ADI Introduces Low-Power ADCs For Comms, Industrial, Portable And Instrumentation Applications

Portable medical devices benefit from longer battery life and smaller form factors. Advanced imaging picture resolution is enhanced by increasing data-conversion channel density without adding to the power budget.

“There is a growing trend to reduce total system power with each generation, and in the past, the system designer was left with making power-versus-performance tradeoffs, especially with high speed converters,” said Jon Hall, strategic marketing and applications manager, High Speed Signal Processing, Analog Devices. “Power efficiency is a requirement across a broad range of applications, and so is hitting the target system performance. ADI’s 18 newest ADCs provide low power without sacrificing the high degree of performance the industry has come to expect from ADI.”

The flagship converter in this series, the AD9268, is the industry’s first 125-MSPS (megasamples per second) 16-bit, dual-channel ADC and consumes 376 mW per channel – 60 percent less power per channel than competing devices. The new ADC’s integration and energy savings allow system engineers to increase channel counts without increasing a product’s board area or power consumption, enabling higher call volume in cellular base stations, for example, or improved image resolution in medical magnetic-resonance imaging (MRI) equipment. In handheld and other power-sensitive applications, ADI’s low-power ADCs likewise enable improved system performance while extending battery life in hand-held devices, such as portable spectrum analyzers.

The AD9268 dual-channel, 16-bit ADC is available in speed grades of 80, 105, and 125 MSPS. The 125-MSPS option achieves 78 dB SNR (signal-to-noise ratio) and 90 dB SFDR (spurious-free dynamic range) to 70 MHz analog input frequency, while consuming 376mW per channel.

Available in a Pb-Free, 9 mm x 9 mm chip-scale package, the AD9268 is pin-compatible with ADI’s other low-power ADCs. This speeds product upgrades, simplifies new-product engineering debug, and improves time-to-market by reducing the number of separate ADC pin-outs that manufacturers must support.

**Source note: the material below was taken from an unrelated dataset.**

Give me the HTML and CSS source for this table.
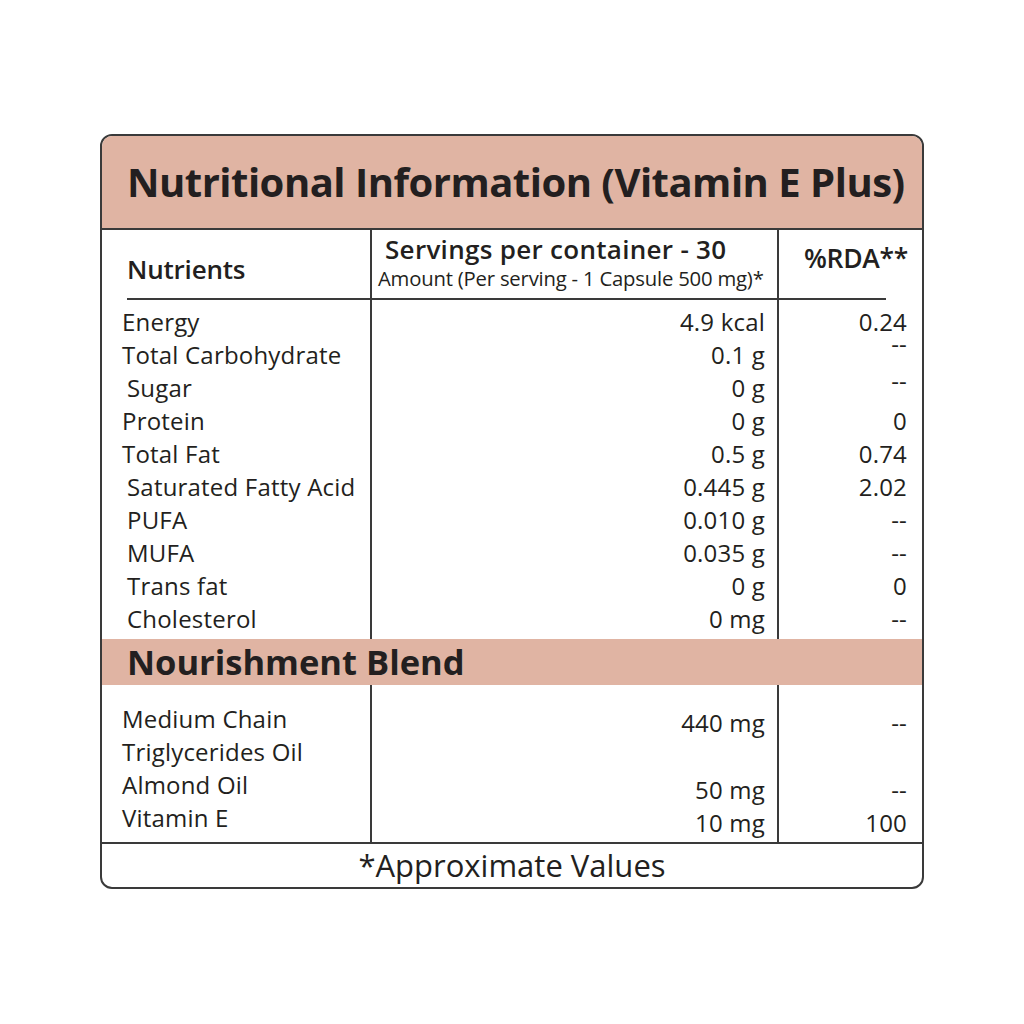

Another converter in the series, the AD9251 is a dual-channel 14-bit ADC and is available in the same 64-lead LFCSP pin-compatible footprint and is offered in speed grades of 20, 40, 65, and 80 MSPS. With 73.5 dB SNR and 85 dB SFDR to 70 MHz analog input frequency, the AD9251 dissipates only 86 mW per channel at 80MSPS, improving power efficiency by more than 50 percent over competing 14-bit ADCs.

All of ADI’s new low-power dual ADCs operate from a single 1.8-V analog power supply and feature a high-performance sample-and-hold circuit and on-chip voltage reference. The AD9251 family offers a separate driver supply to accommodate 1.8-V or 3.3-V CMOS logic outputs, while the AD9268 family offers 1.8-V LVDS or CMOS outputs. The ADC cores use a multi-stage, differential pipelined architecture with integrated output error-correction logic. The ADCs also contain features designed to maximize flexibility and minimize system cost, including programmable clock and data alignment and programmable digital test-pattern generation. The available digital test patterns include built-in, deterministic and pseudo-random patterns, as well as definable test patterns that users can enter via the serial port interface (SPI).

Analog Devices’ new low-power ADCs are compatible with ADI’s dual-channel VGA (variable gain amplifiers), including the AD8372 programmable dual VGA and AD8376 IF dual VGA as well as the ADL5561 differential RF/IF amplifier and ADL5562 differential RF/IF amplifier. Recommended clock generators include the AD9520-0 and AD9522-0.